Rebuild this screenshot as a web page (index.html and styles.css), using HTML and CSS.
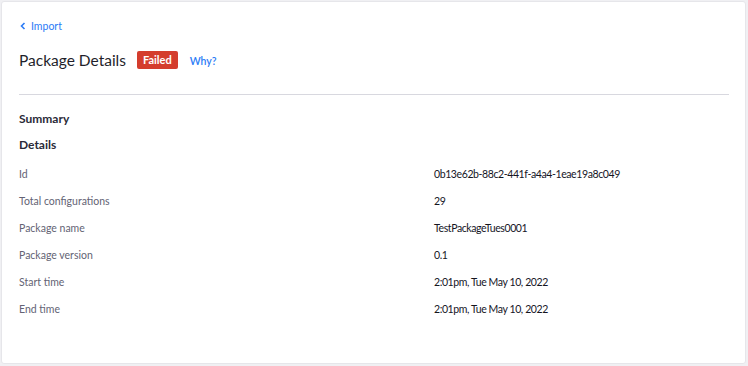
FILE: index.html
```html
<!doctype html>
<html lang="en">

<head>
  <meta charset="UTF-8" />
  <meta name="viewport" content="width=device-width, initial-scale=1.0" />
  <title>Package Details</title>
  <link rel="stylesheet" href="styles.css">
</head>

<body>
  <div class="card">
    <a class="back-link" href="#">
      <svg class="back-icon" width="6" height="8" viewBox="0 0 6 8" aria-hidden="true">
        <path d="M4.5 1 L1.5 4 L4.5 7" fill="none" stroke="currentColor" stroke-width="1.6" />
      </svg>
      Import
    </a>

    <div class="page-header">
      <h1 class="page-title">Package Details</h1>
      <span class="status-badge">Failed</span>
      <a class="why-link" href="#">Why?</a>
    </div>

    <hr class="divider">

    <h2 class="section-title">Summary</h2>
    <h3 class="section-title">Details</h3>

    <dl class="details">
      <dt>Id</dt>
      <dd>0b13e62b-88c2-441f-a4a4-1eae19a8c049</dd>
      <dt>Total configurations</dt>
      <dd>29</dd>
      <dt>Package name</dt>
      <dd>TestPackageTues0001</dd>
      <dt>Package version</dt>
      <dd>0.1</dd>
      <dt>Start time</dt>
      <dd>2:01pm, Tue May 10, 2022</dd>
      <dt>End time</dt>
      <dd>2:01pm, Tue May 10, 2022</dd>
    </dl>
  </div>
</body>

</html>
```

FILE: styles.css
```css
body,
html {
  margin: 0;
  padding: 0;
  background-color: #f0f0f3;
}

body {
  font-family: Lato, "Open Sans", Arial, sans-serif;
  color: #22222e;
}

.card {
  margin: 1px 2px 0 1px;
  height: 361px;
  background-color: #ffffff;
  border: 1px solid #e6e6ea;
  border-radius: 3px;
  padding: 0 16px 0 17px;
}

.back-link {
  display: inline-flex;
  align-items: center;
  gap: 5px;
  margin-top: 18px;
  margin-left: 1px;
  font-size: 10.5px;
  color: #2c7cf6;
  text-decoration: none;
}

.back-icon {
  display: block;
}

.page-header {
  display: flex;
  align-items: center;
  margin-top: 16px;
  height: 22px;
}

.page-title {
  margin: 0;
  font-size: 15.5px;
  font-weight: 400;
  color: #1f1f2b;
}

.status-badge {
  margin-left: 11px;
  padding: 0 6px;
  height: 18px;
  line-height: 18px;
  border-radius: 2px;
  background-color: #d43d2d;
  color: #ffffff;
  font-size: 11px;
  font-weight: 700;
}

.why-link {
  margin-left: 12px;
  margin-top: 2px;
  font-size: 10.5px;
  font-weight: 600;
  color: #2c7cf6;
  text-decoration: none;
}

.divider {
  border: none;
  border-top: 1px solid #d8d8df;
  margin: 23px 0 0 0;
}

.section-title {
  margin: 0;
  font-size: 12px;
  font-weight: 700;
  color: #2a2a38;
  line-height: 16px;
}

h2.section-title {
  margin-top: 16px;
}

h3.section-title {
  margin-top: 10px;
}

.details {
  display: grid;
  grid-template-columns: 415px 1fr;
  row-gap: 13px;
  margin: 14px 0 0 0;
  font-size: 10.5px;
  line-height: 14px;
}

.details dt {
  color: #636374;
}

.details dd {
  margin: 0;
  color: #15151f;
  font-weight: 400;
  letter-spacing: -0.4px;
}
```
==
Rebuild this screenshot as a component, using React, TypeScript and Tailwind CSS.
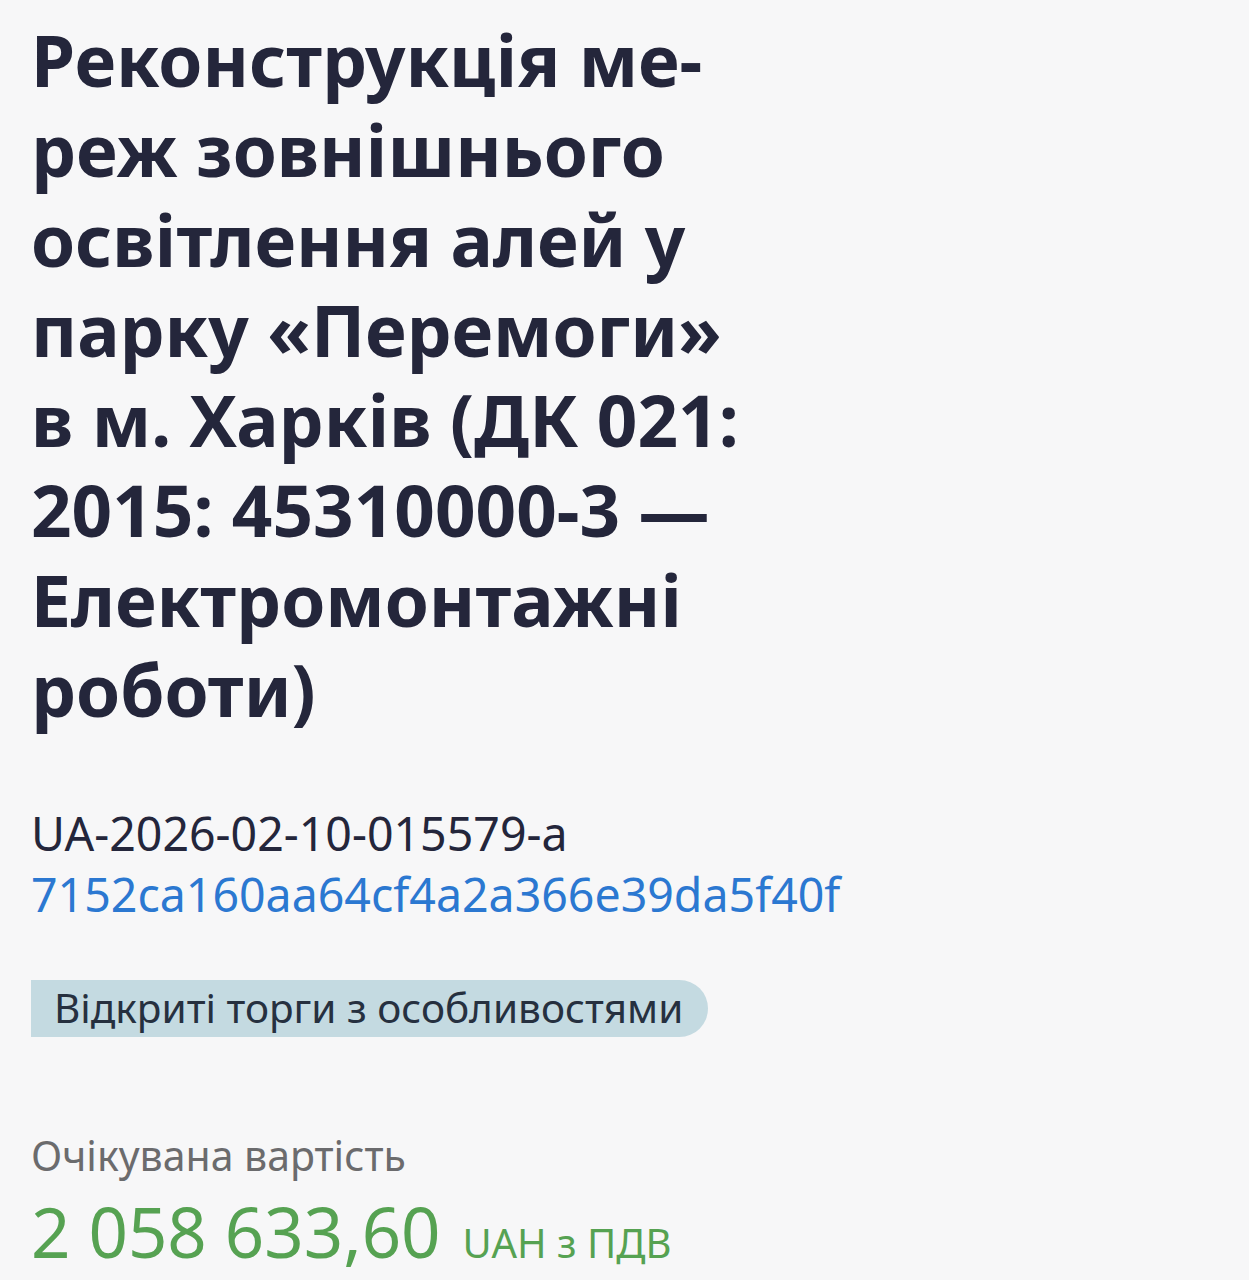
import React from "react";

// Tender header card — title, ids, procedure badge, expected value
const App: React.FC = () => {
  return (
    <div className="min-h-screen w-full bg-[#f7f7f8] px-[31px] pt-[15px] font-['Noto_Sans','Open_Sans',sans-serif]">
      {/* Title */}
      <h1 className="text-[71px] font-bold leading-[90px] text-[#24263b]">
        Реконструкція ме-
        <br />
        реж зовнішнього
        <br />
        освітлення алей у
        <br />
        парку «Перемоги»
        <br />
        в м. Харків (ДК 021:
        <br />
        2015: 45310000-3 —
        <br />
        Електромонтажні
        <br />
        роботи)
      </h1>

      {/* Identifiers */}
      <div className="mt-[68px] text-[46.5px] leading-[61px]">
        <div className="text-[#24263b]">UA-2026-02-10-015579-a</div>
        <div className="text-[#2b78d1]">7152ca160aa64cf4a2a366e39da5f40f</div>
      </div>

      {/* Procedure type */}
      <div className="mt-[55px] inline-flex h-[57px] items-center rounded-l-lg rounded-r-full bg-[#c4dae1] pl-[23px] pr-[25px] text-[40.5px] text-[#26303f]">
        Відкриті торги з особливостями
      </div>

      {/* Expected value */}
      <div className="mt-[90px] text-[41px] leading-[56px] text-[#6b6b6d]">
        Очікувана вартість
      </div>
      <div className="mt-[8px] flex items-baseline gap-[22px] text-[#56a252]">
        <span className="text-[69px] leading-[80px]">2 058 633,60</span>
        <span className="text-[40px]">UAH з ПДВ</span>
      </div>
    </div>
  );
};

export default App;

# Instructions for the task
Extract the stretch of lines that begins at the line with "Rebuild this screenshot as a component, using" and ends at the line with "import React from", inclusive. Omit every picture.

# Written solution
Rebuild this screenshot as a component, using React, TypeScript and Tailwind CSS.
import React from "react";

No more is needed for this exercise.